On This Day : Space Shuttle Challenger is lost
UNSPECIFIED LOCATION - NOVEMBER 11: (FILE PHOTO) Space Shuttle Challenger crew members gather for an official portrait November 11, 1985 in an unspecified location. (Back, L-R) Mission Specialist Ellison S. Onizuka, Teacher-in-Space participant Sharon Christa McAuliffe, Payload Specialist Greg Jarvis and mission specialist Judy Resnick. (Front, L-R) Pilot Mike Smith, commander Dick Scobee and mission specialist Ron McNair. The Challenger and its seven member crew were lost seventy three seconds after launch when a booster rocket failed. (Photo by NASA/Getty Images)

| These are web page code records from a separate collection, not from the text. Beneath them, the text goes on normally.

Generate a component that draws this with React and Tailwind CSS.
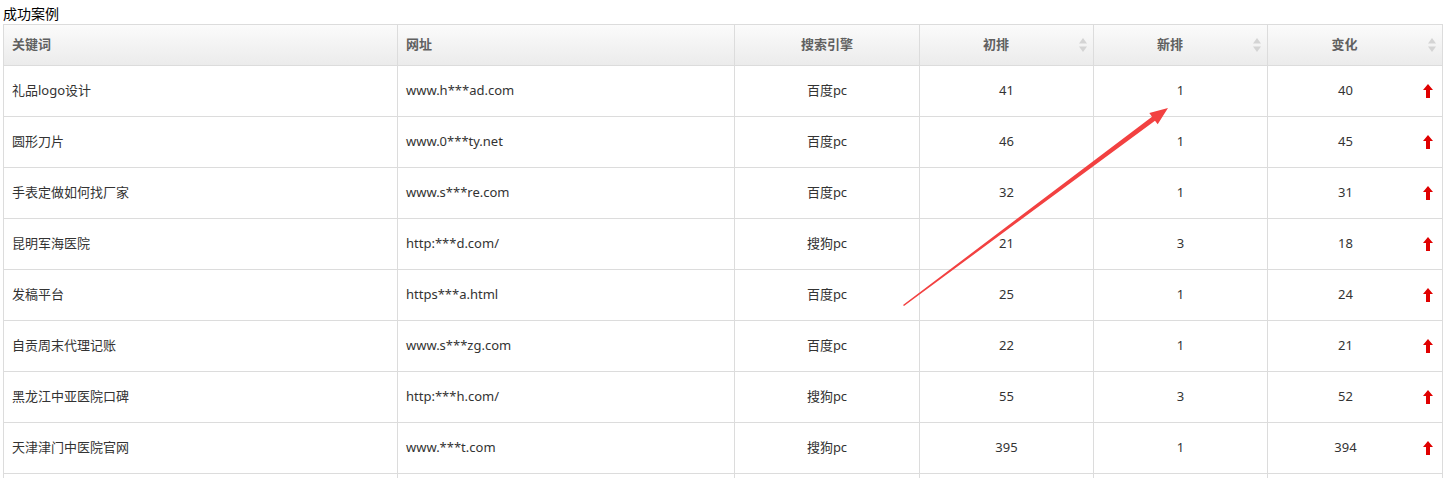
const rows = [
    { kw: "礼品logo设计", url: "www.h***ad.com", engine: "百度pc", first: 41, now: 1, diff: 40 },
    { kw: "圆形刀片", url: "www.0***ty.net", engine: "百度pc", first: 46, now: 1, diff: 45 },
    { kw: "手表定做如何找厂家", url: "www.s***re.com", engine: "百度pc", first: 32, now: 1, diff: 31 },
    { kw: "昆明军海医院", url: "http:***d.com/", engine: "搜狗pc", first: 21, now: 3, diff: 18 },
    { kw: "发稿平台", url: "https***a.html", engine: "百度pc", first: 25, now: 1, diff: 24 },
    { kw: "自贡周末代理记账", url: "www.s***zg.com", engine: "百度pc", first: 22, now: 1, diff: 21 },
    { kw: "黑龙江中亚医院口碑", url: "http:***h.com/", engine: "搜狗pc", first: 55, now: 3, diff: 52 },
    { kw: "天津津门中医院官网", url: "www.***t.com", engine: "搜狗pc", first: 395, now: 1, diff: 394 },
];

const SortIcon = () => (
    <svg width="8" height="14" viewBox="0 0 8 14" className="absolute right-[6px] top-1/2 -translate-y-1/2">
        <path d="M4 0 L8 5.5 L0 5.5 Z" fill="#d4d4d4" />
        <path d="M4 14 L8 8.5 L0 8.5 Z" fill="#d4d4d4" />
    </svg>
);

const UpArrow = () => (
    <svg width="10" height="14" viewBox="0 0 10 14" className="shrink-0">
        <path d="M5 0 L10 6 L7 6 L7 14 L3 14 L3 6 L0 6 Z" fill="#e00000" />
    </svg>
);

const SortHead = ({ label }) => (
    <th className="relative border border-[#dcdcdc] font-semibold text-center pr-[21px]">
        {label}
        <SortIcon />
    </th>
);

export default function App() {
    return (
        <div className="relative bg-white px-[3px] text-[13px] text-[#333]" style={{ fontFamily: '"Noto Sans", "Noto Sans CJK SC", sans-serif' }}>
            <div className="h-[24px] pt-[5px] text-[14px] leading-[18px] text-black">成功案例</div>
            <table className="border-collapse table-fixed w-[1439px]">
                <colgroup>
                    <col className="w-[394px]" />
                    <col className="w-[337px]" />
                    <col className="w-[185px]" />
                    <col className="w-[174px]" />
                    <col className="w-[174px]" />
                    <col className="w-[175px]" />
                </colgroup>
                <thead>
                    <tr className="h-[41px] bg-gradient-to-b from-[#fbfbfb] to-[#ebebeb] text-[#606060]">
                        <th className="border border-[#dcdcdc] font-semibold text-left pl-[8px]">关键词</th>
                        <th className="border border-[#dcdcdc] font-semibold text-left pl-[8px]">网址</th>
                        <th className="border border-[#dcdcdc] font-semibold text-center">搜索引擎</th>
                        <SortHead label="初排" />
                        <SortHead label="新排" />
                        <SortHead label="变化" />
                    </tr>
                </thead>
                <tbody>
                    {rows.map((r) => (
                        <tr key={r.kw} className="h-[51px]">
                            <td className="border border-[#dcdcdc] pl-[8px]">{r.kw}</td>
                            <td className="border border-[#dcdcdc] pl-[8px]">{r.url}</td>
                            <td className="border border-[#dcdcdc] text-center">{r.engine}</td>
                            <td className="border border-[#dcdcdc] text-center">{r.first}</td>
                            <td className="border border-[#dcdcdc] text-center">{r.now}</td>
                            <td className="border border-[#dcdcdc] p-0">
                                <div className="flex items-center pr-[9px]">
                                    <span className="flex-1 text-center">{r.diff}</span>
                                    <UpArrow />
                                </div>
                            </td>
                        </tr>
                    ))}
                    <tr className="h-[51px]">
                        <td className="border border-[#dcdcdc]"></td>
                        <td className="border border-[#dcdcdc]"></td>
                        <td className="border border-[#dcdcdc]"></td>
                        <td className="border border-[#dcdcdc]"></td>
                        <td className="border border-[#dcdcdc]"></td>
                        <td className="border border-[#dcdcdc]"></td>
                    </tr>
                </tbody>
            </table>
            <svg className="absolute left-0 top-0 pointer-events-none" width="1447" height="478">
                <polygon
                    points="903,305 1152,116.7 1149.3,113.1 1168,108 1157.7,124.3 1155,120.7 904,306"
                    fill="#f24141"
                />
            </svg>
        </div>
    );
}
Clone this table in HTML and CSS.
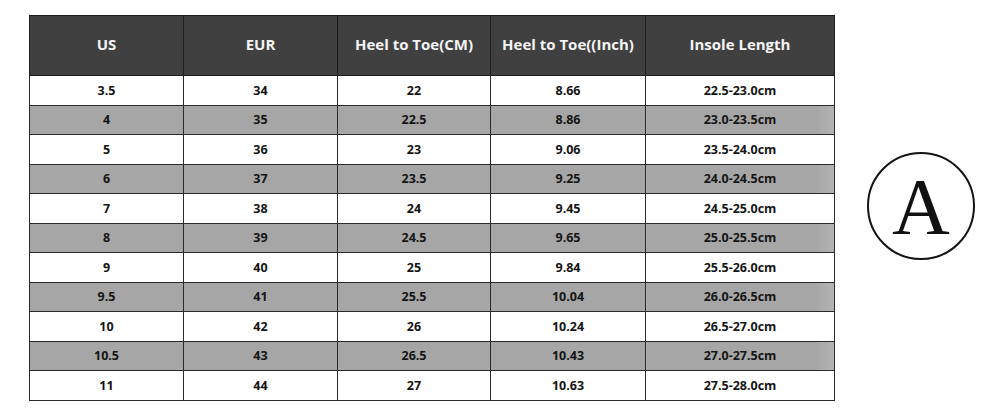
FILE: index.html
```html
<!DOCTYPE html>
<html lang="en">
<head>
<meta charset="utf-8">
<title>Size Chart</title>
<link rel="stylesheet" href="styles.css">
</head>
<body>
<div class="page">
  <table class="chart">
    <colgroup>
      <col class="c1"><col class="c2"><col class="c3"><col class="c4"><col class="c5">
    </colgroup>
    <thead>
      <tr>
        <th>US</th><th>EUR</th><th>Heel to Toe(CM)</th><th>Heel to Toe((Inch)</th><th>Insole Length</th>
      </tr>
    </thead>
    <tbody>
      <tr><td>3.5</td><td>34</td><td>22</td><td>8.66</td><td>22.5-23.0cm</td></tr>
      <tr class="alt"><td>4</td><td>35</td><td>22.5</td><td>8.86</td><td>23.0-23.5cm</td></tr>
      <tr><td>5</td><td>36</td><td>23</td><td>9.06</td><td>23.5-24.0cm</td></tr>
      <tr class="alt"><td>6</td><td>37</td><td>23.5</td><td>9.25</td><td>24.0-24.5cm</td></tr>
      <tr><td>7</td><td>38</td><td>24</td><td>9.45</td><td>24.5-25.0cm</td></tr>
      <tr class="alt"><td>8</td><td>39</td><td>24.5</td><td>9.65</td><td>25.0-25.5cm</td></tr>
      <tr><td>9</td><td>40</td><td>25</td><td>9.84</td><td>25.5-26.0cm</td></tr>
      <tr class="alt"><td>9.5</td><td>41</td><td>25.5</td><td>10.04</td><td>26.0-26.5cm</td></tr>
      <tr><td>10</td><td>42</td><td>26</td><td>10.24</td><td>26.5-27.0cm</td></tr>
      <tr class="alt"><td>10.5</td><td>43</td><td>26.5</td><td>10.43</td><td>27.0-27.5cm</td></tr>
      <tr><td>11</td><td>44</td><td>27</td><td>10.63</td><td>27.5-28.0cm</td></tr>
    </tbody>
  </table>
  <div class="badge"><span class="letter">A</span></div>
</div>
</body>
</html>
```
FILE: styles.css
```css
html, body {
  margin: 0;
  padding: 0;
  background: #ffffff;
}
.page {
  display: flex;
  align-items: flex-start;
  padding: 15px 0 0 29px;
  gap: 32px;
}
.chart {
  border-collapse: collapse;
  table-layout: fixed;
  width: 805px;
  font-family: "Open Sans", "Liberation Sans", sans-serif;
  font-weight: 700;
  color: #151515;
}
.c1 { width: 154px; }
.c2 { width: 154px; }
.c3 { width: 153px; }
.c4 { width: 155px; }
.c5 { width: 189px; }
.chart th, .chart td {
  border: 1px solid #2a2a2a;
  text-align: center;
  padding: 0;
}
.chart th {
  height: 56px;
  padding-bottom: 3px;
  background: #404040;
  color: #f4f4f4;
  font-size: 15px;
  border-color: #1e1e1e;
}
.chart td {
  height: 28.5px;
  font-size: 12.5px;
  background: #ffffff;
}
.chart tr.alt td {
  background: #a6a6a6;
}
.chart tr.alt td:last-child {
  background: linear-gradient(to right, #a6a6a6 0%, #a6a6a6 90%, #b4b4b4 100%);
}
.badge {
  margin-top: 137px;
  width: 104px;
  height: 104px;
  border: 2px solid #141414;
  border-radius: 50%;
  display: flex;
  align-items: center;
  justify-content: center;
}
.letter {
  font-family: "Liberation Serif", "DejaVu Serif", serif;
  font-size: 80px;
  line-height: 1;
  color: #111111;
  margin-top: 2px;
}
```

On this day in 1986, millions watched on live TV as the Space Shuttle Challenger exploded moments after launch, Eliot Wilson remembers
On this day 40 years ago, NASA was preparing to launch the 25th mission of its Space Shuttle programme, STS-51-L, using the Space Shuttle Challenger on its 10th flight. During a six-day mission, Challenger would deploy a tracking and data relay satellite as part of America’s communications network, and carry out the first flight of Spartan 203, a small satellite which would observe Halley’s Comet as it passed that year.
The mission was the first to involve a crew member from NASA’s Teacher in Space Project. President Ronald Reagan had announced the initiative in August 1984 to inspire schoolchildren, encourage interest in science and mathematics and pay tribute to teachers. The selected teachers would go into space as payload specialists – civilians rather than members of the NASA Astronaut Corps – for a single mission then return to their profession and share their experience with pupils.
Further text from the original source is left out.